Rational Tuning of Zirconium Metal-Organic Framework Membranes for Hydrogen Purification

Behnam Ghalei; Kazuki Wakimoto; Chih Yi Wu; Ali Pournaghshband Isfahani; Takuma Yamamoto; Kento Sakurai; Masakazu Higuchi; Bor Kae Chang; Susumu Kitagawa; Easan Sivaniah

doi:10.1002/anie.201911359

Rational Tuning of Zirconium Metal-Organic Framework Membranes for Hydrogen Purification

Angew Chem Int Ed Engl. 2019 Dec 19;58(52):19034-19040. doi: 10.1002/anie.201911359. Epub 2019 Nov 7.

Authors

Affiliations

¹ Institute for Integrated Cell-Material Sciences (iCeMS), Kyoto University, Yoshida-Honmachi, Sakyo Ku, 606-8501, Kyoto, Japan.
² Department of Molecular Engineering, Graduate School of Engineering, Kyoto University, Nishikyo-ku, Kyoto, 615-8510, Japan.
³ Department of Chemical and Materials Engineering, National Central University, Taoyuan City, 32001, Taiwan, ROC.

PMID: 31602745
DOI: 10.1002/anie.201911359

Abstract

The effect of organic ligands on the separation performance of Zr based metal-organic framework (Zr-MOF) membranes was investigated.
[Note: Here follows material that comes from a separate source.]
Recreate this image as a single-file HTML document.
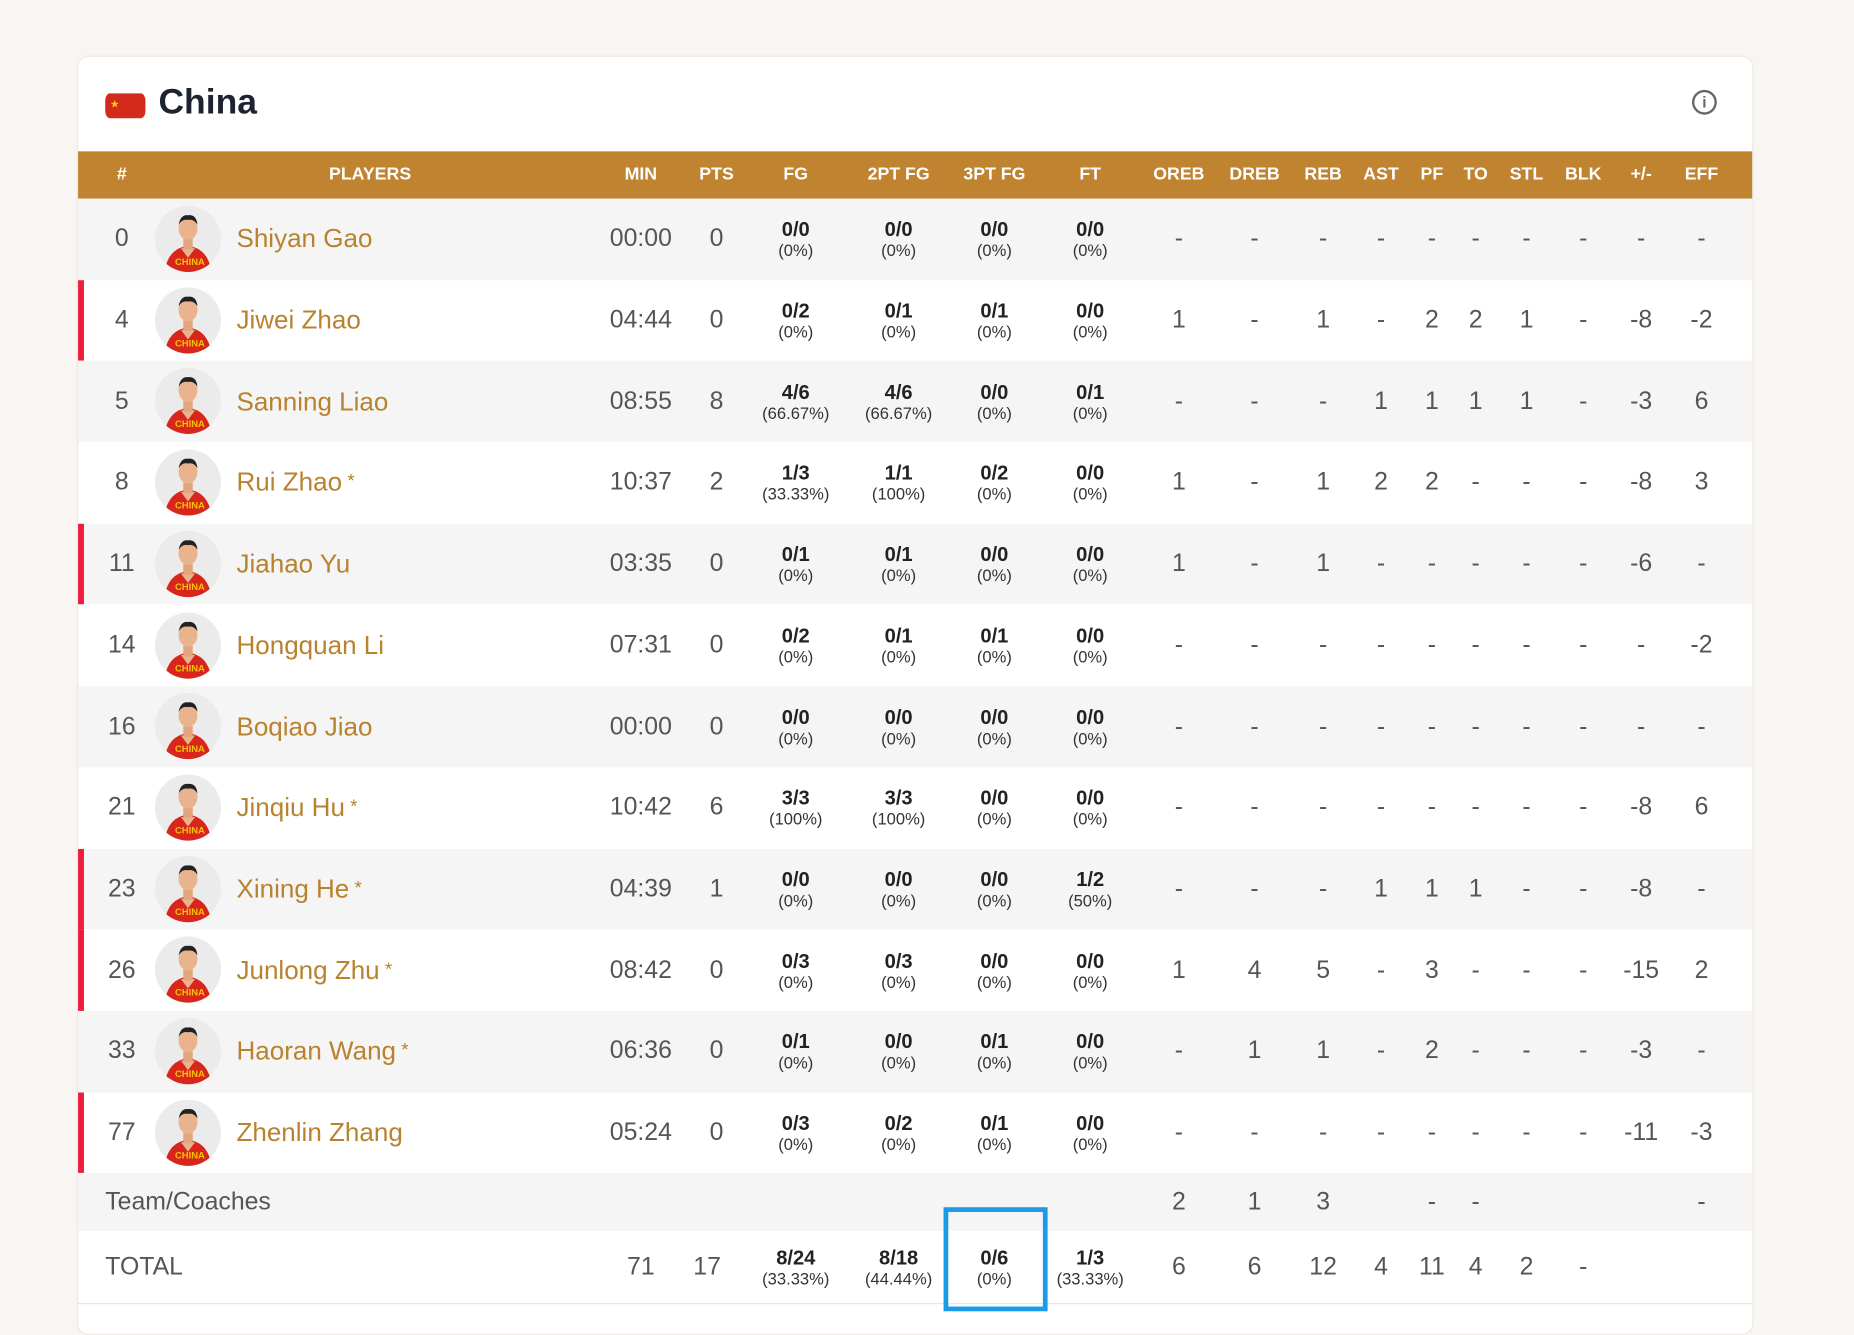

A series of Zr-MOF membranes with different ligand chemistry and functionality were synthesized by an in situ solvothermal method and a coordination modulation technique. The thin supported MOF layers (ca. 1 μm) showed the crystallographic orientation and pore structure of original MOF structures. The MOF membranes show excellent selectivity towards hydrogen owing to the molecular sieving effect when the bulkier linkers were used. The molecular simulation confirmed that the constricted pore apertures of the Zr-MOFs which were formed by the additional benzene rings lead to the decrease in the diffusivity of larger penetrants while hydrogen was not remarkably affected. The gas mixture separation factors of the MOF membranes reached to H₂ /CO₂ =26, H₂ /N₂ =13, H₂ /CH₄ =11.

Keywords: hydrogen; membranes; metal-organic frameworks; molecular simulation; separation.